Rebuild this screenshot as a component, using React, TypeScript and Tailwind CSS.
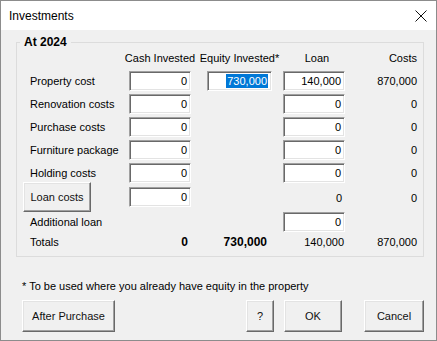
import React from "react";

type Row = {
  label: string;
  cash: string;
  equity?: string;
  loan: string;
  costs: string;
};

const rows: Row[] = [
  { label: "Property cost", cash: "0", equity: "730,000", loan: "140,000", costs: "870,000" },
  { label: "Renovation costs", cash: "0", loan: "0", costs: "0" },
  { label: "Purchase costs", cash: "0", loan: "0", costs: "0" },
  { label: "Furniture package", cash: "0", loan: "0", costs: "0" },
  { label: "Holding costs", cash: "0", loan: "0", costs: "0" },
];

const font = "font-['Liberation_Sans',Arial,sans-serif]";

function Field({ value, w = "w-[62px]", selected = false }: { value: string; w?: string; selected?: boolean }) {
  return (
    <div
      className={`${w} h-[20px] bg-white border border-t-[#a0a0a0] border-l-[#a0a0a0] border-r-white border-b-white shadow-[inset_1px_1px_0_#696969,inset_-1px_-1px_0_#e3e3e3] flex items-center justify-end pr-[3px] text-[11px] leading-[14px]`}
    >
      {selected ? <span className="bg-[#0078d7] text-white px-[1px]">{value}</span> : value}
    </div>
  );
}

function WinButton({ children, className = "" }: { children: React.ReactNode; className?: string }) {
  return (
    <button
      className={`bg-[#f0f0f0] border border-t-white border-l-white border-r-[#696969] border-b-[#696969] shadow-[inset_-1px_-1px_0_#a0a0a0,inset_1px_1px_0_#e3e3e3] text-[11px] text-[#111] flex items-center justify-center ${className}`}
    >
      {children}
    </button>
  );
}

export default function App() {
  return (
    <div className={`w-[437px] h-[341px] bg-[#f0f0f0] border border-[#8c8c8c] flex flex-col text-black ${font}`}>
      {/* title bar */}
      <div className="h-[29px] bg-white flex items-center justify-between pl-[8px] pr-[9px] shrink-0">
        <span className="text-[12px] mt-[1px]">Investments</span>
        <svg width="12" height="12" viewBox="0 0 12 12" className="mt-[1px]">
          <path d="M0.5 0.5 L11.5 11.5 M11.5 0.5 L0.5 11.5" stroke="#111" strokeWidth="1" />
        </svg>
      </div>

      {/* group box */}
      <div className="relative mt-[12px] ml-[15px] w-[408px] border border-[#dcdcdc] pl-[6px] pt-[5px] pb-[4px]">
        <div className="absolute left-[3px] top-[-9px] bg-[#f0f0f0] px-[4px] text-[12px] font-bold leading-[16px]">
          At 2024
        </div>

        {/* headers */}
        <div className="flex h-[20px] items-center text-[11px] whitespace-nowrap">
          <div className="w-[106px]" />
          <div className="w-[62px] flex justify-center">Cash Invested</div>
          <div className="w-[16px]" />
          <div className="w-[65px] flex justify-center">Equity Invested*</div>
          <div className="w-[11px]" />
          <div className="w-[62px] flex justify-center pl-[6px]">Loan</div>
          <div className="w-[72px] text-right">Costs</div>
        </div>

        <div className="flex flex-col gap-[3px] mt-[3px]">
          {rows.map((r) => (
            <div key={r.label} className="flex h-[20px] items-center text-[11px]">
              <div className="w-[106px] pl-[7px] whitespace-nowrap">{r.label}</div>
              <Field value={r.cash} />
              <div className="w-[16px]" />
              <div className="w-[65px]">{r.equity && <Field value={r.equity} w="w-[65px]" selected />}</div>
              <div className="w-[11px]" />
              <Field value={r.loan} />
              <div className="w-[72px] text-right">{r.costs}</div>
            </div>
          ))}
        </div>

        {/* loan costs */}
        <div className="flex h-[30px] items-center text-[11px] mt-[-1px]">
          <div className="w-[106px]">
            <WinButton className="w-[68px] h-[30px]">Loan costs</WinButton>
          </div>
          <Field value="0" />
          <div className="w-[16px]" />
          <div className="w-[65px]" />
          <div className="w-[11px]" />
          <div className="w-[62px] text-right pr-[3px] mt-[2px]">0</div>
          <div className="w-[72px] text-right mt-[2px]">0</div>
        </div>

        {/* additional loan */}
        <div className="flex h-[20px] items-center text-[11px]">
          <div className="w-[106px] pl-[7px]">Additional loan</div>
          <div className="w-[62px]" />
          <div className="w-[16px]" />
          <div className="w-[65px]" />
          <div className="w-[11px]" />
          <Field value="0" />
          <div className="w-[72px]" />
        </div>

        {/* totals */}
        <div className="flex h-[20px] items-center text-[11px]">
          <div className="w-[106px] pl-[7px]">Totals</div>
          <div className="w-[62px] text-right pr-[3px] font-bold text-[12px]">0</div>
          <div className="w-[16px]" />
          <div className="w-[65px] text-right pr-[5px] font-bold text-[12px]">730,000</div>
          <div className="w-[11px]" />
          <div className="w-[62px] text-right pr-[1px]">140,000</div>
          <div className="w-[72px] text-right">870,000</div>
        </div>
      </div>

      <div className="mt-[22px] ml-[21px] h-[14px] text-[11px] leading-[14px]">
        * To be used where you already have equity in the property
      </div>

      <div className="flex mt-[7px] ml-[21px] mr-[12px] h-[32px]">
        <WinButton className="w-[93px] h-[32px]">After Purchase</WinButton>
        <div className="flex-1" />
        <WinButton className="w-[28px] h-[32px]">?</WinButton>
        <WinButton className="w-[58px] h-[32px] ml-[10px]">OK</WinButton>
        <WinButton className="w-[60px] h-[32px] ml-[22px]">Cancel</WinButton>
      </div>
    </div>
  );
}
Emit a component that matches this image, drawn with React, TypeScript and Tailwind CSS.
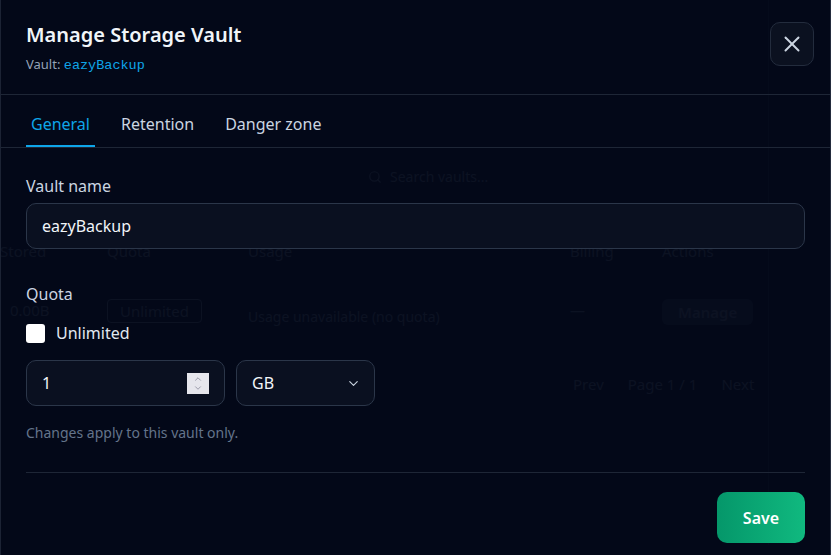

= = = = =

Work to complete: Repeat the material above in full and exactly, apart from the pictures.

Task output:
Rebuild this screenshot as a component, using React, TypeScript and Tailwind CSS.
import React from "react";

type Row = {
  label: string;
  cash: string;
  equity?: string;
  loan: string;
  costs: string;
};

const rows: Row[] = [
  { label: "Property cost", cash: "0", equity: "730,000", loan: "140,000", costs: "870,000" },
  { label: "Renovation costs", cash: "0", loan: "0", costs: "0" },
  { label: "Purchase costs", cash: "0", loan: "0", costs: "0" },
  { label: "Furniture package", cash: "0", loan: "0", costs: "0" },
  { label: "Holding costs", cash: "0", loan: "0", costs: "0" },
];

const font = "font-['Liberation_Sans',Arial,sans-serif]";

function Field({ value, w = "w-[62px]", selected = false }: { value: string; w?: string; selected?: boolean }) {
  return (
    <div
      className={`${w} h-[20px] bg-white border border-t-[#a0a0a0] border-l-[#a0a0a0] border-r-white border-b-white shadow-[inset_1px_1px_0_#696969,inset_-1px_-1px_0_#e3e3e3] flex items-center justify-end pr-[3px] text-[11px] leading-[14px]`}
    >
      {selected ? <span className="bg-[#0078d7] text-white px-[1px]">{value}</span> : value}
    </div>
  );
}

function WinButton({ children, className = "" }: { children: React.ReactNode; className?: string }) {
  return (
    <button
      className={`bg-[#f0f0f0] border border-t-white border-l-white border-r-[#696969] border-b-[#696969] shadow-[inset_-1px_-1px_0_#a0a0a0,inset_1px_1px_0_#e3e3e3] text-[11px] text-[#111] flex items-center justify-center ${className}`}
    >
      {children}
    </button>
  );
}

export default function App() {
  return (
    <div className={`w-[437px] h-[341px] bg-[#f0f0f0] border border-[#8c8c8c] flex flex-col text-black ${font}`}>
      {/* title bar */}
      <div className="h-[29px] bg-white flex items-center justify-between pl-[8px] pr-[9px] shrink-0">
        <span className="text-[12px] mt-[1px]">Investments</span>
        <svg width="12" height="12" viewBox="0 0 12 12" className="mt-[1px]">
          <path d="M0.5 0.5 L11.5 11.5 M11.5 0.5 L0.5 11.5" stroke="#111" strokeWidth="1" />
        </svg>
      </div>

      {/* group box */}
      <div className="relative mt-[12px] ml-[15px] w-[408px] border border-[#dcdcdc] pl-[6px] pt-[5px] pb-[4px]">
        <div className="absolute left-[3px] top-[-9px] bg-[#f0f0f0] px-[4px] text-[12px] font-bold leading-[16px]">
          At 2024
        </div>

        {/* headers */}
        <div className="flex h-[20px] items-center text-[11px] whitespace-nowrap">
          <div className="w-[106px]" />
          <div className="w-[62px] flex justify-center">Cash Invested</div>
          <div className="w-[16px]" />
          <div className="w-[65px] flex justify-center">Equity Invested*</div>
          <div className="w-[11px]" />
          <div className="w-[62px] flex justify-center pl-[6px]">Loan</div>
          <div className="w-[72px] text-right">Costs</div>
        </div>

        <div className="flex flex-col gap-[3px] mt-[3px]">
          {rows.map((r) => (
            <div key={r.label} className="flex h-[20px] items-center text-[11px]">
              <div className="w-[106px] pl-[7px] whitespace-nowrap">{r.label}</div>
              <Field value={r.cash} />
              <div className="w-[16px]" />
              <div className="w-[65px]">{r.equity && <Field value={r.equity} w="w-[65px]" selected />}</div>
              <div className="w-[11px]" />
              <Field value={r.loan} />
              <div className="w-[72px] text-right">{r.costs}</div>
            </div>
          ))}
        </div>

        {/* loan costs */}
        <div className="flex h-[30px] items-center text-[11px] mt-[-1px]">
          <div className="w-[106px]">
            <WinButton className="w-[68px] h-[30px]">Loan costs</WinButton>
          </div>
          <Field value="0" />
          <div className="w-[16px]" />
          <div className="w-[65px]" />
          <div className="w-[11px]" />
          <div className="w-[62px] text-right pr-[3px] mt-[2px]">0</div>
          <div className="w-[72px] text-right mt-[2px]">0</div>
        </div>

        {/* additional loan */}
        <div className="flex h-[20px] items-center text-[11px]">
          <div className="w-[106px] pl-[7px]">Additional loan</div>
          <div className="w-[62px]" />
          <div className="w-[16px]" />
          <div className="w-[65px]" />
          <div className="w-[11px]" />
          <Field value="0" />
          <div className="w-[72px]" />
        </div>

        {/* totals */}
        <div className="flex h-[20px] items-center text-[11px]">
          <div className="w-[106px] pl-[7px]">Totals</div>
          <div className="w-[62px] text-right pr-[3px] font-bold text-[12px]">0</div>
          <div className="w-[16px]" />
          <div className="w-[65px] text-right pr-[5px] font-bold text-[12px]">730,000</div>
          <div className="w-[11px]" />
          <div className="w-[62px] text-right pr-[1px]">140,000</div>
          <div className="w-[72px] text-right">870,000</div>
        </div>
      </div>

      <div className="mt-[22px] ml-[21px] h-[14px] text-[11px] leading-[14px]">
        * To be used where you already have equity in the property
      </div>

      <div className="flex mt-[7px] ml-[21px] mr-[12px] h-[32px]">
        <WinButton className="w-[93px] h-[32px]">After Purchase</WinButton>
        <div className="flex-1" />
        <WinButton className="w-[28px] h-[32px]">?</WinButton>
        <WinButton className="w-[58px] h-[32px] ml-[10px]">OK</WinButton>
        <WinButton className="w-[60px] h-[32px] ml-[22px]">Cancel</WinButton>
      </div>
    </div>
  );
}
Emit a component that matches this image, drawn with React, TypeScript and Tailwind CSS.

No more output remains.